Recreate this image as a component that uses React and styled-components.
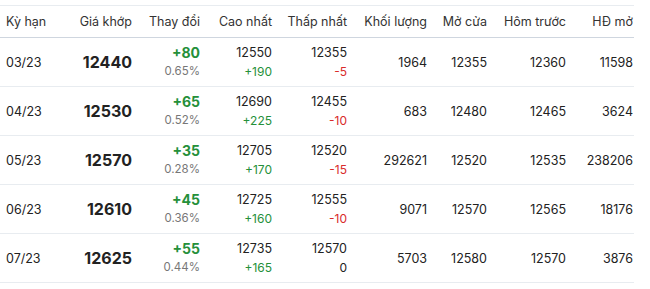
import React from "react";
import styled, { createGlobalStyle } from "styled-components";

const GlobalStyle = createGlobalStyle`
  body {
    margin: 0;
    background: #fff;
    font-family: Inter, "Liberation Sans", sans-serif;
    color: #222;
  }
`;

const Wrap = styled.div`
  padding-top: 5px;
`;

const Table = styled.table`
  width: 634px;
  border-collapse: collapse;
  table-layout: fixed;
  border-top: 1px solid #e8ecf0;
`;

const HeadCell = styled.th`
  height: 31px;
  padding: 0 6px 0 ${({ left }) => (left ? "6px" : "0")};
  padding-right: ${({ last }) => (last ? "1px" : "6px")};
  text-align: ${({ left }) => (left ? "left" : "right")};
  font-size: 12.5px;
  font-weight: 400;
  color: #333;
  border-bottom: 1px solid #cfd6df;
  white-space: nowrap;
`;

const Row = styled.tr`
  border-bottom: 1px solid #e8ecf0;
`;

const Cell = styled.td`
  height: 48px;
  padding: 0 6px 0 ${({ left }) => (left ? "6px" : "0")};
  padding-right: ${({ last }) => (last ? "1px" : "6px")};
  text-align: ${({ left }) => (left ? "left" : "right")};
  font-size: 12.5px;
  color: #222;
  white-space: nowrap;
`;

const Price = styled.span`
  font-size: 16px;
  font-weight: 700;
  color: #222;
`;

const Stack = styled.div`
  display: flex;
  flex-direction: column;
  align-items: flex-end;
  gap: 3px;
`;

const Change = styled.span`
  font-size: 14px;
  font-weight: 700;
  color: #25903a;
  line-height: 16px;
`;

const Pct = styled.span`
  font-size: 11.5px;
  color: #777;
  line-height: 15px;
`;

const Top = styled.span`
  font-size: 12.5px;
  color: #222;
  line-height: 16px;
`;

const Diff = styled.span`
  font-size: 12px;
  line-height: 15px;
  color: ${({ v }) => (v > 0 ? "#25903a" : v < 0 ? "#d92b2b" : "#222")};
`;

const cols = [72, 66, 68, 72, 75, 80, 60, 79, 62];
const heads = ["Kỳ hạn", "Giá khớp", "Thay đổi", "Cao nhất", "Thấp nhất", "Khối lượng", "Mở cửa", "Hôm trước", "HĐ mở"];

const data = [
  { term: "03/23", price: 12440, chg: 80, pct: "0.65%", high: 12550, hd: 190, low: 12355, ld: -5, vol: 1964, open: 12355, prev: 12360, oi: 11598 },
  { term: "04/23", price: 12530, chg: 65, pct: "0.52%", high: 12690, hd: 225, low: 12455, ld: -10, vol: 683, open: 12480, prev: 12465, oi: 3624 },
  { term: "05/23", price: 12570, chg: 35, pct: "0.28%", high: 12705, hd: 170, low: 12520, ld: -15, vol: 292621, open: 12520, prev: 12535, oi: 238206 },
  { term: "06/23", price: 12610, chg: 45, pct: "0.36%", high: 12725, hd: 160, low: 12555, ld: -10, vol: 9071, open: 12570, prev: 12565, oi: 18176 },
  { term: "07/23", price: 12625, chg: 55, pct: "0.44%", high: 12735, hd: 165, low: 12570, ld: 0, vol: 5703, open: 12580, prev: 12570, oi: 3876 },
];

const sign = (v) => (v > 0 ? `+${v}` : `${v}`);

const App = () => {
  return (
    <Wrap>
      <GlobalStyle />
      <Table>
        <colgroup>
          {cols.map((w, i) => (
            <col key={i} style={{ width: w }} />
          ))}
        </colgroup>
        <thead>
          <tr>
            {heads.map((h, i) => (
              <HeadCell key={h} left={i === 0} last={i === heads.length - 1}>
                {h}
              </HeadCell>
            ))}
          </tr>
        </thead>
        <tbody>
          {data.map((r) => (
            <Row key={r.term}>
              <Cell left>{r.term}</Cell>
              <Cell><Price>{r.price}</Price></Cell>
              <Cell>
                <Stack>
                  <Change>{sign(r.chg)}</Change>
                  <Pct>{r.pct}</Pct>
                </Stack>
              </Cell>
              <Cell>
                <Stack>
                  <Top>{r.high}</Top>
                  <Diff v={r.hd}>{sign(r.hd)}</Diff>
                </Stack>
              </Cell>
              <Cell>
                <Stack>
                  <Top>{r.low}</Top>
                  <Diff v={r.ld}>{sign(r.ld)}</Diff>
                </Stack>
              </Cell>
              <Cell>{r.vol}</Cell>
              <Cell>{r.open}</Cell>
              <Cell>{r.prev}</Cell>
              <Cell last>{r.oi}</Cell>
            </Row>
          ))}
        </tbody>
      </Table>
    </Wrap>
  );
};

export default App;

========================

* **BRIEF**
Show, from the material above, each line that includes the string "components".

* **SOLVED EXERCISE**
Recreate this image as a component that uses React and styled-components.
import styled, { createGlobalStyle } from "styled-components";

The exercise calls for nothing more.